What hooked you on a TV show? (open spoilers)

Doctor Who: they were showing some episodes on New Years Eve on BBC America, and I caught “The Waters of Mars.” They had me at ‘David Tennant being intense’ and now I’m a hardcore Whovian. :slight_smile:

Along the same lines, altho I saw quite a bit of Three, Four, and Five years back on PBS, the first nu who ep on SyFy, waaaaay back in 2005, was ‘Rose.’ The minute I laid eyes on Christopher Eccleston’s Ninth doctor, all badass in leather, black jeans, and attitude, I was ON BOARD. :smiley:

It continued thru the Tennant era, but alas, I’m lukewarm at best over the 11th Doctor at this point. I’ll continue to watch, but it just isn’t quite the same for me.

Battlestar Galactica (the reboot): The opening, first five-minute scene. I’d not heard nor read hardly anything about it, just saw a promo for it and decided, what the heck, and had my TiVo record it. That cold, stark, low-key, nearly dialog-free first scene with Number Six and the bored human bureaucrat, Holy Shit! This was definitely *NOT *the silly, live-action cartoon of my childhood! I was hooked then & there…

The new Battlestar Galactica had a scene in the pilot where the Cylon chick is undercover on the human world, and someone leaves a baby with her for a minute while the go in to a store. She does a little villain soliloquy, and then casually snaps the babies neck and walks away.

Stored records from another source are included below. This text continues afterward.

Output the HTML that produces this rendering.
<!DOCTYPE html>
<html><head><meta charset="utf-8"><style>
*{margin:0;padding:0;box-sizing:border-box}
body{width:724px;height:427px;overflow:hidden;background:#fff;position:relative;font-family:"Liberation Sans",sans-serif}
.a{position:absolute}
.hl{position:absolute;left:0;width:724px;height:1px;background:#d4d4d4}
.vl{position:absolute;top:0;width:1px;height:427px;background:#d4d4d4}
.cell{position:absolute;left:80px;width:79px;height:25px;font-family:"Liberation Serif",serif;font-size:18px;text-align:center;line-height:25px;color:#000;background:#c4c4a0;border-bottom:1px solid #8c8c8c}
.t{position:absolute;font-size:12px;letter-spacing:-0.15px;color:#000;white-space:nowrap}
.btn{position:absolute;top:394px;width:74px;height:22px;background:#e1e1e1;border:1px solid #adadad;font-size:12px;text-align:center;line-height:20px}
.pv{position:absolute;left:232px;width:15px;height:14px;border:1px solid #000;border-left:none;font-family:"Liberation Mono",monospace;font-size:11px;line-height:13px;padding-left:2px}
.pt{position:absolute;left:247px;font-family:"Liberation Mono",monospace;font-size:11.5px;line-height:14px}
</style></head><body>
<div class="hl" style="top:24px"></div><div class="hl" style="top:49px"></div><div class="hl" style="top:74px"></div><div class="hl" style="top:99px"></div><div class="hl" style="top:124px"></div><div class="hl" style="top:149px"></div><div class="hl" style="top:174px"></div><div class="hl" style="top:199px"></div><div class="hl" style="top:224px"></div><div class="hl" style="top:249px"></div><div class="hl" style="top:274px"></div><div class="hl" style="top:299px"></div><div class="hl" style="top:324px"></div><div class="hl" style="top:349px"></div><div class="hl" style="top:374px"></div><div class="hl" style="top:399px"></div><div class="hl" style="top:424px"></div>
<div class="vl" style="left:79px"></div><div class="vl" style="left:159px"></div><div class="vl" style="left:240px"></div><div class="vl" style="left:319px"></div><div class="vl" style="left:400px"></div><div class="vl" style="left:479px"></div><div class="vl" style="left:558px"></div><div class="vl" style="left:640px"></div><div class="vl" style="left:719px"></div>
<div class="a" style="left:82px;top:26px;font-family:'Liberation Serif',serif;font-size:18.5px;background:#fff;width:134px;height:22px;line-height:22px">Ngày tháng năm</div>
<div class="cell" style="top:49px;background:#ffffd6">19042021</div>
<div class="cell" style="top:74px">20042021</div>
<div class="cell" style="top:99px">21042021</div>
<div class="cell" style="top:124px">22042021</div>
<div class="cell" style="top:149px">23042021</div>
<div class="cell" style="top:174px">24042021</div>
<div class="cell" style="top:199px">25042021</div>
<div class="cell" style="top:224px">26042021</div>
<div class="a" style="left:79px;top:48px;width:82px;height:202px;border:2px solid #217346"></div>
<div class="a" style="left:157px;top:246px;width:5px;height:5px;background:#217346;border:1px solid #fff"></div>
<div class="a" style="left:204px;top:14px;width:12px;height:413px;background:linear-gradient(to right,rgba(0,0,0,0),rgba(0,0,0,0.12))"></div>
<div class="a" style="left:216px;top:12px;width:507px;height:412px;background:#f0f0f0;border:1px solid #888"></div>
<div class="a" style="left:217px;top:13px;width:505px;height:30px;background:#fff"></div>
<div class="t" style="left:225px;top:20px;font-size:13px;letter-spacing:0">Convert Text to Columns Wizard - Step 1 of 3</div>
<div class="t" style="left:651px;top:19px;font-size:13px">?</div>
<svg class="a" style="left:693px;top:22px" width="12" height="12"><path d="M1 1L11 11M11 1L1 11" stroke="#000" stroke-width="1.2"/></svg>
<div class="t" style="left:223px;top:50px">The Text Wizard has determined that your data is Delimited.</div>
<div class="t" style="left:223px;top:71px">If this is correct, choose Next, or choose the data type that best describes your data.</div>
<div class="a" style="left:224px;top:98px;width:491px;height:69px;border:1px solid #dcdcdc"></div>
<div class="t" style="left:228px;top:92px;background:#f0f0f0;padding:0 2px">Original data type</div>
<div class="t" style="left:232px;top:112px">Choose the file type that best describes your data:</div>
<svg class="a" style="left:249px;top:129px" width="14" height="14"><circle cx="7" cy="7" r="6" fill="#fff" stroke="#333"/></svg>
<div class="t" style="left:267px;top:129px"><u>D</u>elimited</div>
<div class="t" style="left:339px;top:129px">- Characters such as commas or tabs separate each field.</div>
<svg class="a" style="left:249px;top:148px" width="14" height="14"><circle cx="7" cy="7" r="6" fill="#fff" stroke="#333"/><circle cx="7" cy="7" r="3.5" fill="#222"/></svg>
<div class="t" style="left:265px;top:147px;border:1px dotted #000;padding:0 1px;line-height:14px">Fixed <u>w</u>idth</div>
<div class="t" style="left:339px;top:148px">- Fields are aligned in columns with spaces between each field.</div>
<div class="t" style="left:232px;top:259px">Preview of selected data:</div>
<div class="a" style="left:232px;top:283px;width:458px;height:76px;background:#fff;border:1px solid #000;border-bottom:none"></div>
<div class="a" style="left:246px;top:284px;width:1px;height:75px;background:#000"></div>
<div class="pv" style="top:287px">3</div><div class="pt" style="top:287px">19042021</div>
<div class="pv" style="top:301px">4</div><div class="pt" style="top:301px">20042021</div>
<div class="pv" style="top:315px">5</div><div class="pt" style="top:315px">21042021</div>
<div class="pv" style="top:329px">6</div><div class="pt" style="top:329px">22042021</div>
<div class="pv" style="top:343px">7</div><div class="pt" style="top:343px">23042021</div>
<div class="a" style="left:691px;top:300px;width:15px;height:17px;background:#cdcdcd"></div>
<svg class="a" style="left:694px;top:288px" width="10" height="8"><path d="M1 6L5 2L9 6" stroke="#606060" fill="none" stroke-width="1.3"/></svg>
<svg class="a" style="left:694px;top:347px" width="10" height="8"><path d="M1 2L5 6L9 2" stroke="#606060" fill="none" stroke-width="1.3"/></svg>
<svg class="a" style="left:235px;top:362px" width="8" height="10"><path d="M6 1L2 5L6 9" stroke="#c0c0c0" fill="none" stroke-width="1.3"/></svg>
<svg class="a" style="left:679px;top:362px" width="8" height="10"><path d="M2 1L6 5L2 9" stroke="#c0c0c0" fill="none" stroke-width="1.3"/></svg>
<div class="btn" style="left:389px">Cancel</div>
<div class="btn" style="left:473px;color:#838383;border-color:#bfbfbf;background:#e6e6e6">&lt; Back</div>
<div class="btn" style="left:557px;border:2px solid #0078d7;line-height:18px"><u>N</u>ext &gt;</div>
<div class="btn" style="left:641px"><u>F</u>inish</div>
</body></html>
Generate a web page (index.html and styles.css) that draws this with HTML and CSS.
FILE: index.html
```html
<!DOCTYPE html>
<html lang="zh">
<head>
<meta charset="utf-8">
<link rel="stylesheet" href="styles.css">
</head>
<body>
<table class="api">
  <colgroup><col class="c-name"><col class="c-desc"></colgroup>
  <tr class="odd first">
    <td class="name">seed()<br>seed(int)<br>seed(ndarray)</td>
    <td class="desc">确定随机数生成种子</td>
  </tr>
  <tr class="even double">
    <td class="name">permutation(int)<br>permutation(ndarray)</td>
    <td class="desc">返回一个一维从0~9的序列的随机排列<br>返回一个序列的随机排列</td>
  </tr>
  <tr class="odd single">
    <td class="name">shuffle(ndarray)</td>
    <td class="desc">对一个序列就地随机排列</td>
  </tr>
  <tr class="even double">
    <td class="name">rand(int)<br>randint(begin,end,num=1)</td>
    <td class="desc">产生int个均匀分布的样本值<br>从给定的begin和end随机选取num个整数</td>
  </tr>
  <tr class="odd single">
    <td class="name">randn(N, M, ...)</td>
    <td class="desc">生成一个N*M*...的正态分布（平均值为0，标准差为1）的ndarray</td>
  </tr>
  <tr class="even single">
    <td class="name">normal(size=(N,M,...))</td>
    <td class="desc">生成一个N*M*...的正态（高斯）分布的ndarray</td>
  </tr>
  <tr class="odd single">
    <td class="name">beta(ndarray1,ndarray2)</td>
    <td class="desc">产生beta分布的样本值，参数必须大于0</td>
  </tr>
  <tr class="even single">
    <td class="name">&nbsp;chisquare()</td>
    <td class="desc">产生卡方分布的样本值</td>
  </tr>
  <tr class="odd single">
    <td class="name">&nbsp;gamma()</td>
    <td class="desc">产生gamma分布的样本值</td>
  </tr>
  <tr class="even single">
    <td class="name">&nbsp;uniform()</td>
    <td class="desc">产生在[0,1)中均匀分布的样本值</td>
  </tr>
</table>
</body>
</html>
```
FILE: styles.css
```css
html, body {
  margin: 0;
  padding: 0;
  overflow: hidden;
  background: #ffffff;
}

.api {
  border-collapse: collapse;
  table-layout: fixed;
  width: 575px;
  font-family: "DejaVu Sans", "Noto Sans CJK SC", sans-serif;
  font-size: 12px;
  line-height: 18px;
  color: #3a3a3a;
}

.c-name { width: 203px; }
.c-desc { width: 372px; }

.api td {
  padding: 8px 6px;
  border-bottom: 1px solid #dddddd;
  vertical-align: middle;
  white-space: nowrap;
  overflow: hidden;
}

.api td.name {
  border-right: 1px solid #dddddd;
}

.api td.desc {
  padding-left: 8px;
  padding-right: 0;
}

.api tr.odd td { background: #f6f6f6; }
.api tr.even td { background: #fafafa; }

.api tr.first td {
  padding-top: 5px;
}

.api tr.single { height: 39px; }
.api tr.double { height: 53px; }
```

Was cool since a) Was a kinda gutsy move for the show. I can’ think of another show where someone explicitly kills an infant on screen. b) It was ambigious, since it wasn’t clear if she killed the kid to spare it suffering the coming Cylon attack or because she hated humans. Made me want to figure out what the deal was.

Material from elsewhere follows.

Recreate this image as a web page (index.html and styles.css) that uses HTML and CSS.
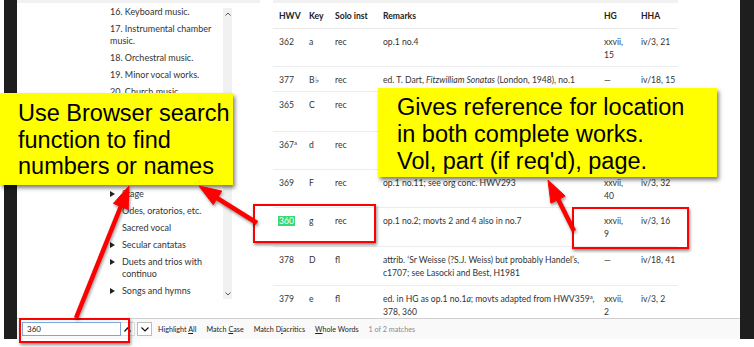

I gave up on the show after the second season, but it started real strong.

Agreed. Up to that point it appeared to be a typical gritty cop show. Worth watching but not above and beyond the genre as a whole. Then that final scene took it to a whole different level.

The Dancing On My Own scene from Girls. A moment of sincerity in a show about how difficult sincerity can be.

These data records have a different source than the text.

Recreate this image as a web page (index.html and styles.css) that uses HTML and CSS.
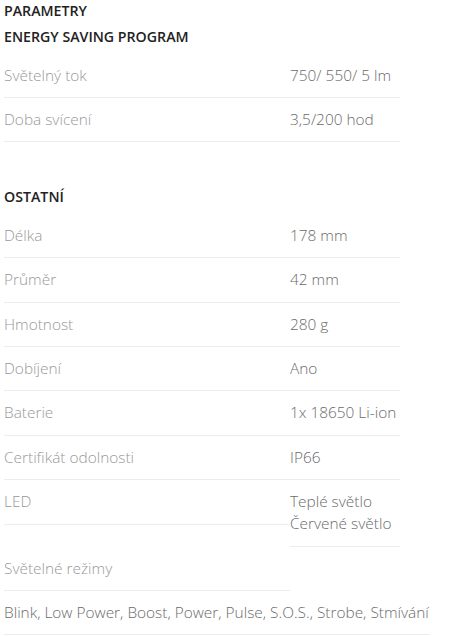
FILE: index.html
```html
<!DOCTYPE html>
<html lang="cs">
<head>
<meta charset="utf-8">
<title>Parametry</title>
<link rel="stylesheet" href="styles.css">
</head>
<body>
<div class="params">
  <h3 class="title title-top">PARAMETRY</h3>
  <h3 class="title title-sub">ENERGY SAVING PROGRAM</h3>
  <div class="row"><div class="label">Světelný tok</div><div class="value">750/ 550/ 5 lm</div></div>
  <div class="row"><div class="label">Doba svícení</div><div class="value">3,5/200 hod</div></div>

  <h3 class="title title-section">OSTATNÍ</h3>
  <div class="row"><div class="label">Délka</div><div class="value">178 mm</div></div>
  <div class="row"><div class="label">Průměr</div><div class="value">42 mm</div></div>
  <div class="row"><div class="label">Hmotnost</div><div class="value">280 g</div></div>
  <div class="row"><div class="label">Dobíjení</div><div class="value">Ano</div></div>
  <div class="row"><div class="label">Baterie</div><div class="value">1x 18650 Li-ion</div></div>
  <div class="row"><div class="label">Certifikát odolnosti</div><div class="value">IP66</div></div>
  <div class="row"><div class="label">LED</div><div class="value">Teplé světlo<br>Červené světlo</div></div>
  <div class="row"><div class="label">Světelné režimy</div><div class="value">Blink, Low Power, Boost, Power, Pulse, S.O.S., Strobe, Stmívání</div></div>
</div>
</body>
</html>
```
FILE: styles.css
```css
html, body {
  margin: 0;
  padding: 0;
  background: #fff;
}

body {
  font-family: "Open Sans", "Liberation Sans", sans-serif;
}

.params {
  padding: 0 0 0 4px;
}

.title {
  margin: 0;
  font-size: 14.2px;
  font-weight: 600;
  line-height: 18px;
  color: #222;
}

.title-top {
  padding-top: 2px;
}

.title-sub {
  margin-top: 8px;
  margin-bottom: 7.5px;
}

.title-section {
  margin-top: 46px;
  margin-bottom: 7.5px;
}

.row {
  display: flex;
  flex-wrap: wrap;
  align-items: flex-start;
}

.label,
.value {
  font-size: 15.4px;
  font-weight: 300;
  line-height: 22px;
  padding: 11px 0 10.4px;
  border-bottom: 1px solid #ececec;
}

.label {
  flex: 0 0 286px;
  color: #999;
}

.value {
  flex: 0 0 auto;
  min-width: 110px;
  color: #6b6b6b;
}
```
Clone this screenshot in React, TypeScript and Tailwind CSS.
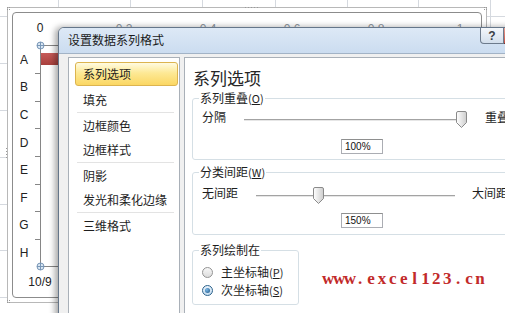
import React from "react";

const cjk = '"Noto Sans CJK SC", "Noto Sans", sans-serif';
const latin = '"Liberation Sans", Arial, sans-serif';

function Thumb({ id }: { id: string }) {
  return (
    <svg width="11" height="17" viewBox="0 0 11 17">
      <defs>
        <linearGradient id={id} x1="0" x2="1" y1="0" y2="0">
          <stop offset="0" stopColor="#ffffff" />
          <stop offset="1" stopColor="#cdcdcd" />
        </linearGradient>
      </defs>
      <path
        d="M0.5 2 Q0.5 0.5 2 0.5 H9 Q10.5 0.5 10.5 2 V11.5 L5.5 16.5 L0.5 11.5 Z"
        fill={`url(#${id})`}
        stroke="#8a8a8a"
      />
    </svg>
  );
}

function SliderRow({
  left,
  right,
  labelW,
  trackW,
  thumbX,
  gap,
  id,
}: {
  left: string;
  right: string;
  labelW: number;
  trackW: number;
  thumbX: number;
  gap: number;
  id: string;
}) {
  return (
    <div className="flex items-center h-[20px] ml-[9px] text-[12px] leading-[20px] text-[#1e1e1e]">
      <div style={{ width: labelW }} className="shrink-0 whitespace-nowrap">
        {left}
      </div>
      <div style={{ width: trackW }} className="relative h-[20px] shrink-0">
        <div className="absolute left-0 right-0 top-[12px] h-[2px] border-t border-[#a3a3a3] border-b border-b-[#e6e6e6]" />
        <div className="absolute top-[4px]" style={{ left: thumbX }}>
          <Thumb id={id} />
        </div>
      </div>
      <div style={{ marginLeft: gap }} className="whitespace-nowrap">
        {right}
      </div>
    </div>
  );
}

function ValueBox({ value }: { value: string }) {
  return (
    <div className="ml-[148px] w-[42px] h-[15px] border border-[#abadb3] border-t-[#8e8f8f] bg-white pl-[3px] text-[10px] leading-[13px] text-[#111]" style={{ fontFamily: latin }}>
      {value}
    </div>
  );
}

function Radio({ checked, label, key2 }: { checked?: boolean; label: string; key2: string }) {
  return (
    <div className="flex items-center h-[18px] ml-[9px] text-[12px] text-[#1e1e1e]">
      <div
        className={
          "w-[11px] h-[11px] rounded-full border flex items-center justify-center shrink-0 " +
          (checked
            ? "border-[#2c628b] bg-[linear-gradient(to_bottom,#e8f2fb,#c4dcf0)]"
            : "border-[#939393] bg-[linear-gradient(to_bottom,#f7f7f7,#dcdcdc)]")
        }
      >
        {checked && (
          <div className="w-[5px] h-[5px] rounded-full bg-[radial-gradient(circle_at_35%_35%,#7ab8e8,#1d5482)]" />
        )}
      </div>
      <span className="ml-[8px] whitespace-nowrap leading-[18px]">
        {label}
        <span className="text-[11px]">
          (<span className="underline">{key2}</span>)
        </span>
      </span>
    </div>
  );
}

export default function App() {
  const rowLabels = ["A", "B", "C", "D", "E", "F", "G", "H"];
  const top = 45.5;
  const step = 27.6;
  const mark = "www.excel123.cn".split("");
  return (
    <div
      className="relative w-[505px] h-[313px] overflow-hidden bg-white"
      style={{ fontFamily: cjk }}
    >
      {/* worksheet grid */}
      <svg className="absolute left-0 top-0" width="505" height="313">
        {[58, 130, 202, 275, 347, 418, 490].map((x) => (
          <line key={x} x1={x + 0.5} x2={x + 0.5} y1={0} y2={313} stroke="#d5d9df" />
        ))}
        {[16, 63, 110, 157, 204, 250, 297].map((y) => (
          <line key={y} x1={0} x2={505} y1={y + 0.5} y2={y + 0.5} stroke="#d5d9df" />
        ))}
      </svg>

      {/* chart object */}
      <div className="absolute left-[7px] top-[7px] w-[480px] h-[296px] border border-[#b8b8b8] bg-white p-[4px]">
        <div className="w-full h-full rounded-[4px] border border-[#8c8c8c] bg-white" />
      </div>

      {/* chart drawing */}
      <svg className="absolute left-0 top-0" width="505" height="313" style={{ fontFamily: latin }}>
        {[
          [7, 7],
          [484, 7],
          [7, 300],
          [484, 300],
        ].map(([x, y], i) => (
          <g key={i} fill="#9a9a9a">
            <rect x={x} y={y} width="1" height="1" />
            <rect x={x + 2} y={y} width="1" height="1" />
            <rect x={x} y={y + 2} width="1" height="1" />
            <rect x={x + 2} y={y + 2} width="1" height="1" />
          </g>
        ))}
        <g fill="#9a9a9a">
          {[245, 248, 251, 254, 257].map((x) => (
            <rect key={x} x={x} y={7} width="1" height="1" />
          ))}
          {[148, 151, 154, 157].map((y) => (
            <rect key={y} x={6} y={y} width="1" height="1" />
          ))}
        </g>

        <text x={40} y={32} fontSize="12" fill="#222" textAnchor="middle">
          0
        </text>
        {[
          ["0.2", 124],
          ["0.4", 208],
          ["0.6", 292],
          ["0.8", 376],
          ["1", 460],
        ].map(([t, x]) => (
          <text key={t as string} x={x as number} y={33} fontSize="12" fill="#8e959e" textAnchor="middle">
            {t}
          </text>
        ))}

        <defs>
          <linearGradient id="bar" x1="0" x2="0" y1="0" y2="1">
            <stop offset="0" stopColor="#c65b58" />
            <stop offset="1" stopColor="#a8403d" />
          </linearGradient>
        </defs>
        <rect x={40.5} y={53} width={30} height={12} fill="url(#bar)" />

        <line x1={40.5} x2={40.5} y1={45} y2={266.5} stroke="#868686" />
        <line x1={40.5} x2={80} y1={45.5} y2={45.5} stroke="#868686" />
        <line x1={40.5} x2={80} y1={266.5} y2={266.5} stroke="#868686" />
        {Array.from({ length: 7 }).map((_, i) => {
          const y = Math.round(top + step * (i + 1)) + 0.5;
          return <line key={i} x1={35} x2={40.5} y1={y} y2={y} stroke="#868686" />;
        })}

        {rowLabels.map((l, i) => (
          <text key={l} x={24} y={top + step * (i + 0.5) + 4.5} fontSize="12" fill="#222" textAnchor="middle">
            {l}
          </text>
        ))}

        {[45.5, 266.5].map((y) => (
          <g key={y}>
            <circle cx={40.5} cy={y} r={3.5} fill="#dbe8f4" stroke="#7896b6" />
            <line x1={37} x2={44} y1={y} y2={y} stroke="#7896b6" />
            <line x1={40.5} x2={40.5} y1={y - 3.5} y2={y + 3.5} stroke="#7896b6" />
          </g>
        ))}

        <text x={40} y={286} fontSize="12" fill="#222" textAnchor="middle">
          10/9
        </text>
      </svg>

      {/* dialog window */}
      <div className="absolute left-[58px] top-[27px] w-[495px] h-[300px] flex flex-col rounded-t-[6px] border border-[#65768a] bg-[#f0f0f0] shadow-[-3px_0_6px_rgba(0,0,0,0.35)] overflow-hidden">
        <div className="h-[26px] shrink-0 flex items-start bg-[linear-gradient(to_bottom,#dde9f6,#cbdcf0)] border-b border-[#a2b3c6]">
          <span className="pl-[9px] pt-[4px] text-[12px] leading-[16px] text-[#1a1a1a] whitespace-nowrap">
            设置数据系列格式
          </span>
          <div className="ml-auto mr-[5px] flex">
            <div className="w-[24px] h-[16px] border border-t-0 border-[#6d7b8c] rounded-bl-[4px] bg-[linear-gradient(to_bottom,#f4f7fb,#d3dfec)] flex items-center justify-center text-[12px] leading-[14px] font-bold text-[#3a3f47]" style={{ fontFamily: latin }}>
              ?
            </div>
            <div className="w-[43px] h-[16px] border border-t-0 border-l-0 border-[#6d3b3b] rounded-br-[4px] bg-[linear-gradient(to_bottom,#e8a093,#c75247)]" />
          </div>
        </div>

        <div className="flex-1 flex pl-[9px] pt-[3px]">
          <div className="w-[112px] shrink-0 border border-[#a9b0b8] bg-white pt-[4px] text-[12px] text-[#1e1e1e]">
            <div className="ml-[6px] mr-[1px] h-[24px] rounded-[3px] border border-[#dcb44f] bg-[linear-gradient(to_bottom,#fffbe1,#fde995_45%,#fbd763)] pl-[7px] leading-[22px]">
              系列选项
            </div>
            <div className="mt-[2px] h-[24px] pl-[14px] leading-[24px]">填充</div>
            <div className="ml-[8px] mr-[5px] h-px bg-[#e3e3e3] mb-[1px]" />
            <div className="h-[24px] pl-[14px] leading-[24px]">边框颜色</div>
            <div className="h-[24px] pl-[14px] leading-[24px]">边框样式</div>
            <div className="ml-[8px] mr-[5px] h-px bg-[#e3e3e3] mb-[1px]" />
            <div className="h-[24px] pl-[14px] leading-[24px]">阴影</div>
            <div className="h-[24px] pl-[14px] leading-[24px] whitespace-nowrap">发光和柔化边缘</div>
            <div className="ml-[8px] mr-[5px] h-px bg-[#e3e3e3] mb-[1px]" />
            <div className="h-[24px] pl-[14px] leading-[24px]">三维格式</div>
          </div>

          <div className="ml-[4px] flex-1 border border-[#a9b0b8] bg-white pt-[10px] text-[#1e1e1e]">
            <div className="ml-[8px] text-[17px] leading-[20px] text-[#262626]">系列选项</div>

            <fieldset className="mt-[3px] ml-[7px] border border-[#d5dfe5] rounded-[3px] pb-[5px]">
              <legend className="ml-[6px] px-[1px] text-[12px] leading-[14px] whitespace-nowrap">
                系列重叠<span className="text-[11px]">(<span className="underline">O</span>)</span>
              </legend>
              <div className="mt-[2px]">
                <SliderRow left="分隔" right="重叠" labelW={42} trackW={219} thumbX={212} gap={22} id="t1" />
              </div>
              <div className="mt-[12px]">
                <ValueBox value="100%" />
              </div>
            </fieldset>

            <fieldset className="mt-[5px] ml-[7px] border border-[#d5dfe5] rounded-[3px] pb-[6px]">
              <legend className="ml-[6px] px-[1px] text-[12px] leading-[14px] whitespace-nowrap">
                分类间距<span className="text-[11px]">(<span className="underline">W</span>)</span>
              </legend>
              <div className="mt-[4px]">
                <SliderRow left="无间距" right="大间距" labelW={54} trackW={199} thumbX={57} gap={17} id="t2" />
              </div>
              <div className="mt-[10px]">
                <ValueBox value="150%" />
              </div>
            </fieldset>

            <fieldset className="mt-[8px] ml-[7px] w-[107px] border border-[#d5dfe5] rounded-[3px] pb-[5px]">
              <legend className="ml-[6px] px-[1px] text-[12px] leading-[14px] whitespace-nowrap">
                系列绘制在
              </legend>
              <div className="mt-[6px]">
                <Radio label="主坐标轴" key2="P" />
                <Radio label="次坐标轴" key2="S" checked />
              </div>
            </fieldset>
          </div>
        </div>
      </div>

      {/* watermark */}
      <div
        className="absolute left-[322px] top-[270px] flex text-[17px] leading-[18px] font-bold text-[#c22a2a] whitespace-nowrap"
        style={{ fontFamily: '"Liberation Serif", "Times New Roman", serif' }}
      >
        {mark.map((c, i) => (
          <span key={i} className="inline-block w-[10.9px] text-center">
            {c}
          </span>
        ))}
      </div>
    </div>
  );
}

Friday Night Lights, first episode:

The scene where backup QB Matt Saracen has to come into the game after starting QB Jason Street gets paralyzed. The referee calls for captains to meet him on the field. Coach Taylor has to tell Matt that the quarterback is the captain. You can feel the weight of the world quietly settling on Matt’s shoulders at that moment.

The Americans, the episode where Felicity (Elizabeth) beats up Grannie. I’ve never seen such raw hatred coming from a female character on any show.

For me it was actually the second episode (I think) when coach asks Matt if his eyes were open or closed when he made that pass - “My eyes were wide open, coach”. I knew right then I would watch as many episodes as they made.

Breaking Bad: Walt tries to put the broken plate back together

I can’t pin it down to an exact scene, but Buffy grabbed me when I caught a rerun with The Mayor. FX was nice enough to run the episodes in order but I still had some catching up to do.

Once Upon A Time - this one hooked me before I even watched a single episode - it was print ads in a magazine about the new show coming. I am so mad for fantasy and great costumes and magics and fairy tales, I thought, I’m in. And I watched the first couple of episodes perfectly contented, but when I saw Robert Carlyle as the snaggle-toothed half mad Rumplestiltskin and the more civilized Mr. Gold - OMG, I MADE time on Sunday nights to watch.

I’ll third this! It is the only time where I’ve been SO impressed with a show’s first episode that my jaw hit the floor. The best part is that the show remained exceptional.